Picnics Les Halles Paul Bocuse, the marché Saint-Antoine (Saône riverbank, Tue–Sun), and neighbourhood supermarkets provide picnic supplies. The Tête d’Or park, Fourvière esplanade, and Saône quays are perfect picnic spots.
Student & Youth Discounts Many museums offer reduced rates for 18–25 year olds (including the City Card). Always ask — discounts aren’t always displayed.
📋 Quick Reference: Activities at a Glance
| Activity | Age Best | Cost (family of 4, 2 adults + 2 kids) | Duration | Season |
|---|---|---|---|---|
| Tête d’Or Park + Zoo | All | FREE | Half–full day | Year-round |
| Traboules walk | 5+ | FREE | 1–2 hrs | Year-round |
| Mur des Canuts | All | FREE | 30 min | Year-round |
| Fourvière Basilica | All | FREE | 45 min | Year-round |
| Roman Theatres (outdoor) | 5+ | FREE | 30 min | Year-round |
| Fête des Lumières | All | FREE | 4 nights | December |
| Guignol shows (park) | 3–10 | ~€20 (4 people) | 1–1.5 hrs | Year-round |
| Musée des Confluences | 6+ | €12 adult / U18 FREE | 2–4 hrs | Year-round |
| Mini World Lyon | 4–14 | ~€65 (family pass) | 2–3 hrs | Year-round |
| Musée Lumière | 8+ | ~€32 (family) | 1.5–2.5 hrs | Year-round |
| Lugdunum | 5+ | ~€12 (adults) / U18 FREE | 2–3 hrs | Year-round |
| Musée Cinema et Miniature | 7+ | ~€32 (family) | 1.5–2.5 hrs | Year-round |
| Musée des Illusions | 4+ | ~€46 (family) | 1–2 hrs | Year-round |
| Science Expériences | 3–12 | ~€36 (family) | 1.5–3 hrs | Year-round |
| Pérouges day trip | 4+ | ~€20 (entry free + food) | Half day | Year-round |
| Annecy day trip | All | ~€60 (boat + castle) | Full day | Year-round |
| Beaujolais day trip | 4+ | ~€52 (Hameau Duboeuf) | Full day | Year-round |
| Vieux-Lyon walk | All | FREE | Half day | Year-round |
✈️ Getting to Lyon
Lyon-Saint Exupéry Airport (LYS) serves Lyon with direct flights from across Europe (including Ryanair, EasyJet, Air France).
By TGV train: Lyon Part-Dieu station is on France’s high-speed rail network — 2 hours from Paris, 1h40 from Marseille, 1h from Geneva. France’s TGV is excellent with children — book en famille compartments in advance.
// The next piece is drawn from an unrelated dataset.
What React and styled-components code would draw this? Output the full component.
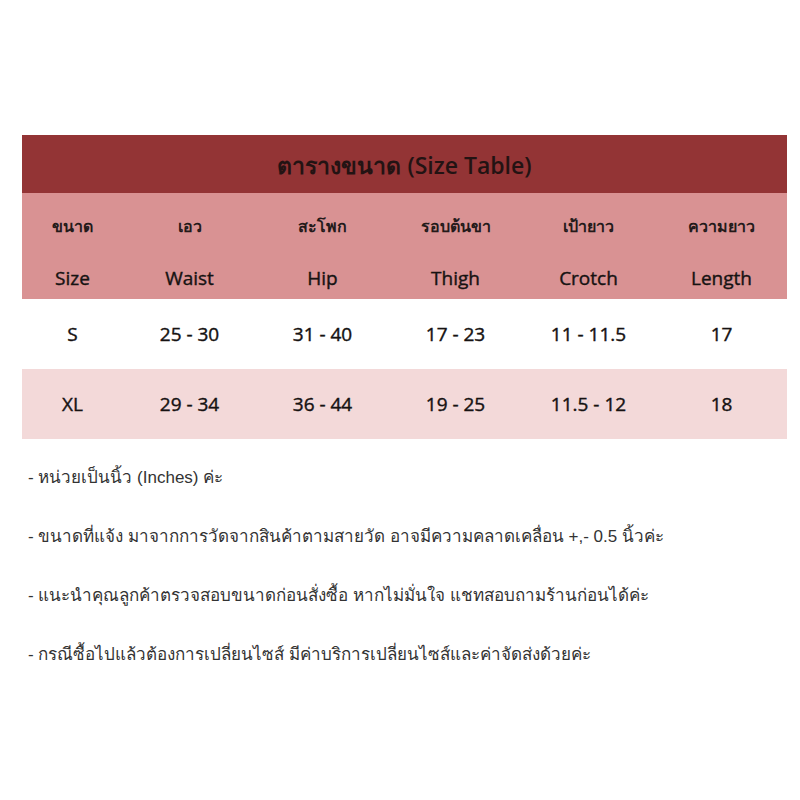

Rhônexpress tram: Direct airport–city in 29 min. Adult €16.90 / Child 4–15 €8.50 / Under-4 Free. Runs every 15 min, 5am–midnight.
Guide compiled February 2026. Prices and hours correct at time of research but subject to change — always verify on official websites before visiting. For Lyon City Card pricing and purchase: visiterlyon.com. Lyon Tourist Office is on Place Bellecour, Lyon 2e.